■ **The task**: Tally all lines containing the word "components". Give the number alone.
-- begin --
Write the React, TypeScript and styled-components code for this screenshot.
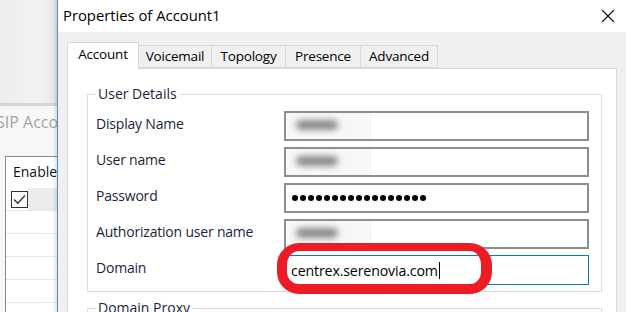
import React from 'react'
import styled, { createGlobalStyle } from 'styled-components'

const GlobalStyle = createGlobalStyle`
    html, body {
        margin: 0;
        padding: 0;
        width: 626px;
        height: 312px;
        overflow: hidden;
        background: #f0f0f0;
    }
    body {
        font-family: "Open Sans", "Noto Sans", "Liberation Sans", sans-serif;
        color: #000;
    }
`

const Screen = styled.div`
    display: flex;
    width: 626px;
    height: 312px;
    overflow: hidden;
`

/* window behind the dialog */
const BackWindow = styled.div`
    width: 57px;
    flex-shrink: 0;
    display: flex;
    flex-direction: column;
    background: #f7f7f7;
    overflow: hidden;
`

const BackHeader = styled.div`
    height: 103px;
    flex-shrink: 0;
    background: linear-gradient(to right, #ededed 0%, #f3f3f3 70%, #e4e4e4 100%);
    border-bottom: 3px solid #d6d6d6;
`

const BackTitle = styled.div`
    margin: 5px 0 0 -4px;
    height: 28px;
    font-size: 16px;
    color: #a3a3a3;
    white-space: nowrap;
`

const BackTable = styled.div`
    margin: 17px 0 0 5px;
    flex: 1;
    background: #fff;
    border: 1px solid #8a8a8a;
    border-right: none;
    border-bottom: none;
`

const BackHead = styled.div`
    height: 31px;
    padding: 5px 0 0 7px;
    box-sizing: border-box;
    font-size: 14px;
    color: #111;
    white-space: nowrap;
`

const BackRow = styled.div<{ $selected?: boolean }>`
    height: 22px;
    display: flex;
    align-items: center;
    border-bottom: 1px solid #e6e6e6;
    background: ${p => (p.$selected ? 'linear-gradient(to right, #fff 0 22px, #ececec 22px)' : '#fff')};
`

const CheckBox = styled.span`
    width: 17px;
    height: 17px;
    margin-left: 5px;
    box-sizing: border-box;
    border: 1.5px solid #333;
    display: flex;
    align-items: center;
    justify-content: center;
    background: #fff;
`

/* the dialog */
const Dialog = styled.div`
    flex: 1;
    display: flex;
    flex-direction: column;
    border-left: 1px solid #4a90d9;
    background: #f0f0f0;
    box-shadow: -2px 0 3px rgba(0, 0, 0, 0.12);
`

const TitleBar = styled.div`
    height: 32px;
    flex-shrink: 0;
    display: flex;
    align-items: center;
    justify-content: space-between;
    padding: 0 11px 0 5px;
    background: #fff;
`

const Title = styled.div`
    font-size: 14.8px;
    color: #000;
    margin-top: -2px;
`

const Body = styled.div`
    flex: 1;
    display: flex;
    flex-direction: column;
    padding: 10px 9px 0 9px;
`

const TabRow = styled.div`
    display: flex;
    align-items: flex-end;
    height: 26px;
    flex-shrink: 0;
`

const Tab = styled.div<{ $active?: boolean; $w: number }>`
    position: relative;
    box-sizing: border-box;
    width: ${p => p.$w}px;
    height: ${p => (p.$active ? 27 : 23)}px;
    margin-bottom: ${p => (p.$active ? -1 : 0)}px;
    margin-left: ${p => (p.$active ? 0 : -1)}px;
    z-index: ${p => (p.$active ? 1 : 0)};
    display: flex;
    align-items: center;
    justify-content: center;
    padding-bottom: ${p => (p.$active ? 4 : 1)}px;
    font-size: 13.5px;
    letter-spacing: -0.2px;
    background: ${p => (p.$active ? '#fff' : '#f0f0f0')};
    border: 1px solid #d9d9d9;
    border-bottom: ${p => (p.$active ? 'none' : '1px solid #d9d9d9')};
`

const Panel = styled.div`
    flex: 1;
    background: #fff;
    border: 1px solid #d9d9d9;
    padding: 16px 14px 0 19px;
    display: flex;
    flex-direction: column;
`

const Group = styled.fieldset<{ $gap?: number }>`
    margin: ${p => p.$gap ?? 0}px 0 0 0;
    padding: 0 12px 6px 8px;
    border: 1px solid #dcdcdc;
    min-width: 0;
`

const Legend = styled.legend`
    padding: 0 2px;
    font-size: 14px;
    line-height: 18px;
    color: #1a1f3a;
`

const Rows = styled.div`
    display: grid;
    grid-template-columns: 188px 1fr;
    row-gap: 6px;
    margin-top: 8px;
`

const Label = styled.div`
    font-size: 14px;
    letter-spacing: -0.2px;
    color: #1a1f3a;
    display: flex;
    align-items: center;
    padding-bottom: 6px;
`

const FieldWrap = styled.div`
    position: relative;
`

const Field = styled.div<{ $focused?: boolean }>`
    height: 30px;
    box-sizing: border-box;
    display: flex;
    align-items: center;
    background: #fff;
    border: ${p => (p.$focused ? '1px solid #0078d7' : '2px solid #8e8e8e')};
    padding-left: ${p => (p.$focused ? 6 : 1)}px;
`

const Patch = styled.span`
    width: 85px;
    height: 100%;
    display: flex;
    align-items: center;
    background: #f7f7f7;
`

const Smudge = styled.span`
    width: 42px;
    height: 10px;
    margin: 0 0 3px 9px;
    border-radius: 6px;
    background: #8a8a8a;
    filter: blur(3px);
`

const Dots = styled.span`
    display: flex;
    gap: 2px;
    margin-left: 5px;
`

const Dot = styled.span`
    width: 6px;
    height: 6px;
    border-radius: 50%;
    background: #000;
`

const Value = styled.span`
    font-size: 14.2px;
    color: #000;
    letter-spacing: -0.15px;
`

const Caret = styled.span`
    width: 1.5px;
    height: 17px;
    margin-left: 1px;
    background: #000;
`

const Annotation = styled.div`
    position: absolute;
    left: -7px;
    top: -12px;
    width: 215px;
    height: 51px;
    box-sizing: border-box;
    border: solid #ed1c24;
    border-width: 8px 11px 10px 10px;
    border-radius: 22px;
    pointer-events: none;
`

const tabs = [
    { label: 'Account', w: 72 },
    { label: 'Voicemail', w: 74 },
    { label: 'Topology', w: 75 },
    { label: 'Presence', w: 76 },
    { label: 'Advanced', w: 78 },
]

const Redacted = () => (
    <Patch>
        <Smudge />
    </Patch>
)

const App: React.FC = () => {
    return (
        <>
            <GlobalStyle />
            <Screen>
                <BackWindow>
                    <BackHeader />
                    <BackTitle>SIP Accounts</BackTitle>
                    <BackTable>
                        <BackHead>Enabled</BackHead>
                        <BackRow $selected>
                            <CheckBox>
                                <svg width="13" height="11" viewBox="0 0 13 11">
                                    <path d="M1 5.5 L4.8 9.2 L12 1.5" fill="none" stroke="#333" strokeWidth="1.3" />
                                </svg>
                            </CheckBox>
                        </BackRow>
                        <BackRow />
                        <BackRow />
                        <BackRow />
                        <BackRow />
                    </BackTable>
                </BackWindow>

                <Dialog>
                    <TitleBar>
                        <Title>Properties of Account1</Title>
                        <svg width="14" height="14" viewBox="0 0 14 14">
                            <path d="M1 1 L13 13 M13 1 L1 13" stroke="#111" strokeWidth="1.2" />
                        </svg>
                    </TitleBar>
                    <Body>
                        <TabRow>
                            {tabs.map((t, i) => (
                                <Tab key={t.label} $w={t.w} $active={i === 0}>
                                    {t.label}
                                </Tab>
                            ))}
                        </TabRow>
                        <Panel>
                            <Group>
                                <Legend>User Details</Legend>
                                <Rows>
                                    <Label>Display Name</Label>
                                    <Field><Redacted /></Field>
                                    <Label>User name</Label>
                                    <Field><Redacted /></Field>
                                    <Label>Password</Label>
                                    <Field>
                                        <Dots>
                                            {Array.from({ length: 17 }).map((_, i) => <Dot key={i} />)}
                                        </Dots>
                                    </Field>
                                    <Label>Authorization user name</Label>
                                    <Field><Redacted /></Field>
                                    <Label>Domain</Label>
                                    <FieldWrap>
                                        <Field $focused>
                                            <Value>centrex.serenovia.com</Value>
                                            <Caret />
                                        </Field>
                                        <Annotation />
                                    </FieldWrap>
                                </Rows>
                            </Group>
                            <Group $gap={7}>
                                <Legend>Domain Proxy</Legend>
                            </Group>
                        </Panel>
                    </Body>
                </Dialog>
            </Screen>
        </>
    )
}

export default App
-- end --
■ **Full answer**: 2